In the sixties he performed at the Purple Onion, El Matador, and the Playboy Club. His stints at upscale hotels, such as the Fairmount, the Sir Francis Drake, the Mark Hopkins, and the St. Francis, gave him plenty of savvy about the business end of music.

"Well, it is a business, after all. It's not all about art and only that. Sometimes you'd like it to be more art than business, but you grow up fast if you work in an entertainment field."

Part of Situm's musical maturity, however, came from working clubs where some of the most impressive singers on the planet played and hung out. "I've been fortunate, perhaps, to work near some pretty great talent, like Ella Fitzgerald, Mel Tormé, Barbra Streisand, and even Tina Turner. You learn things just observing these people."

Situm also worked on the same stage with all-star musicians. "Well, George Shearing is a heck of a pianist," he says. "And Joe Pass is about as good as you get on guitar. Two of my favorite saxophonists, Don Menza and Pete Christlieb, gave me support, too. A while back I sang with Louie Bellson's powerhouse big band. That'll wake you up!

"Heck, after one gig, years back, I got all the requests for autographs after the show while Joe Williams watched. He ribbed me about it later. I'll never live that one down."

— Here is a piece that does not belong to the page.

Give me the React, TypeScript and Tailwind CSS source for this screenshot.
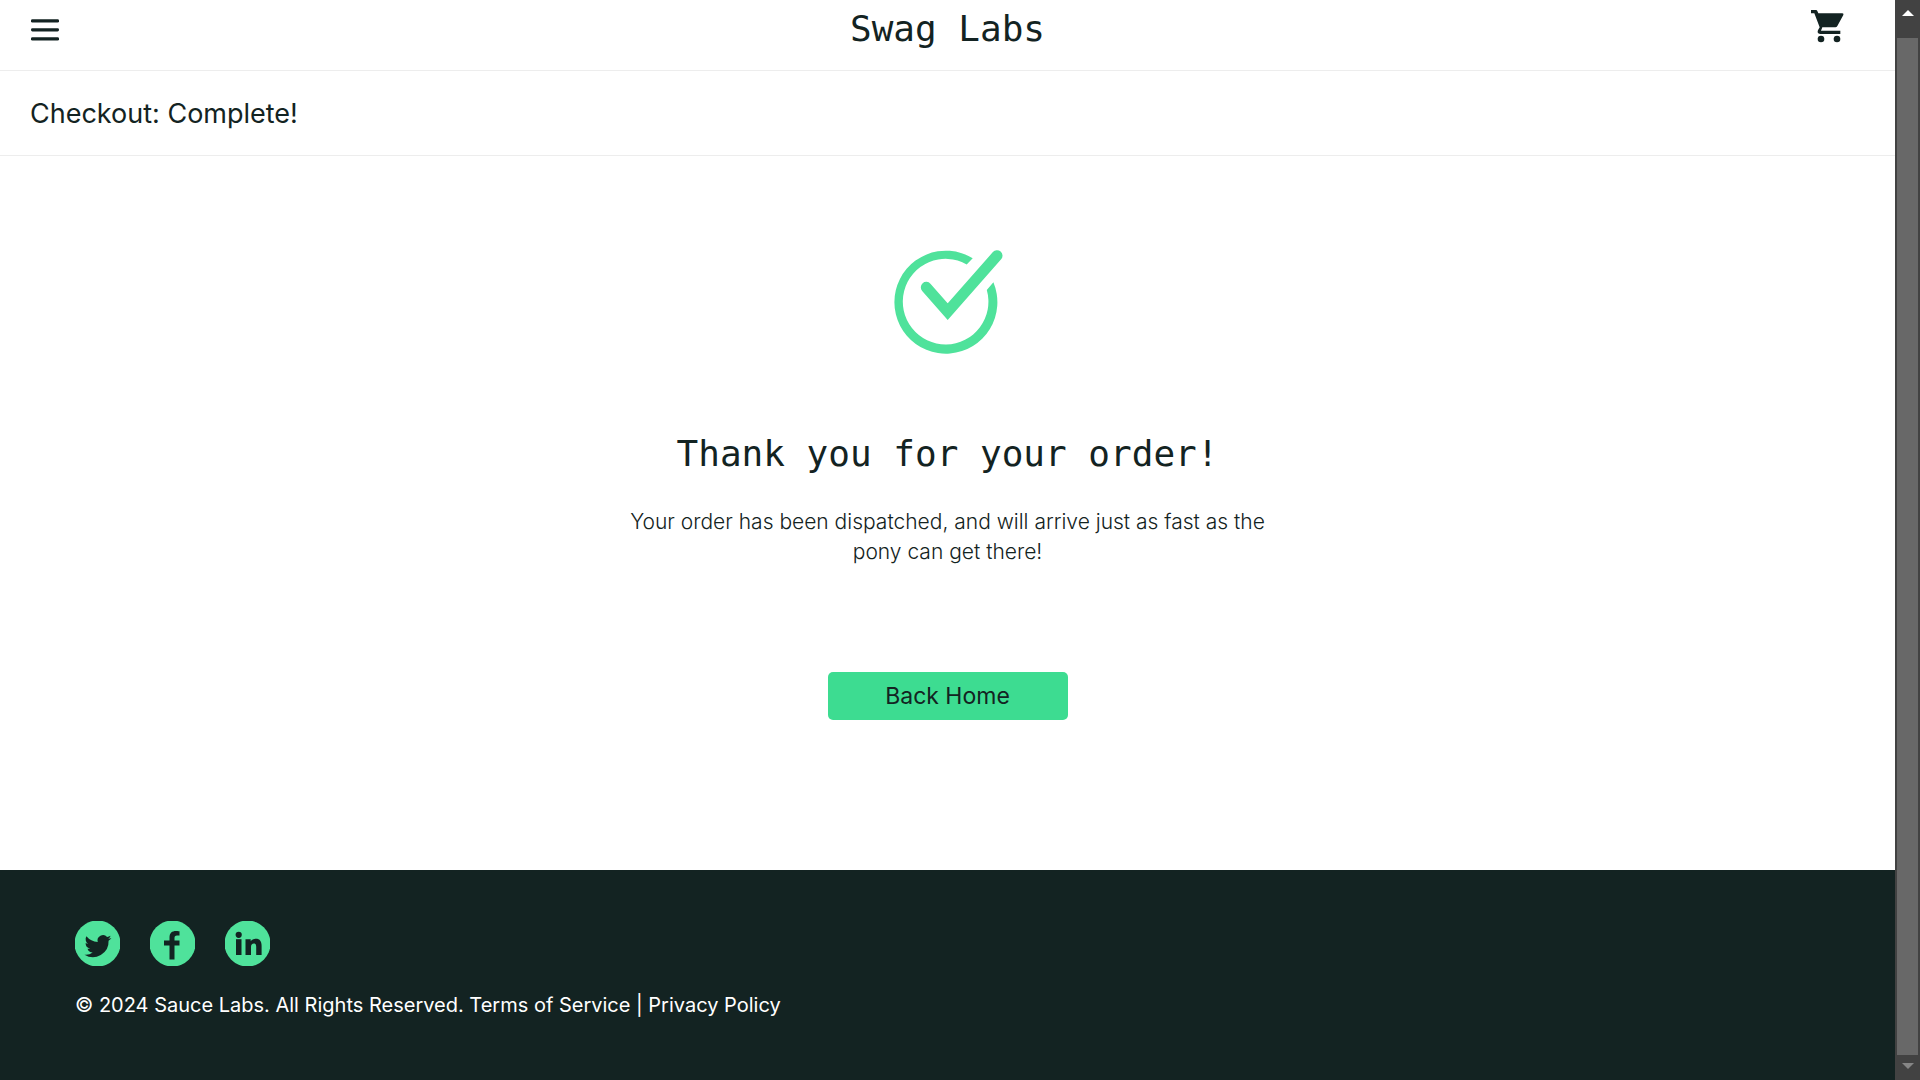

For Steve Situm, a grown-up San Francisco kid who has no intention of abandoning his hometown, the wait to reemerge after more than two decades off the scene was not wasted.

"The wrong vocal exercises loused up my singing career when I was a young man, but I did not stagnate. I kept listening to music. I always stayed in the game mentally. My new album, Steve Situm: LIVE at the Plush Room, excites me. It has great feeling, and I love the sound of it. But I'm always thinking about the next gig, the next song, and getting myself to a higher level. Like Miles [Davis] said, 'Today and tomorrow are where you'll find me.' So I'm working on my singing. Always. I stay on it. As an artist, I'm only as good as I make myself. It's possible to keep growing. I know that. What can be more fun? More real? I'll never quit."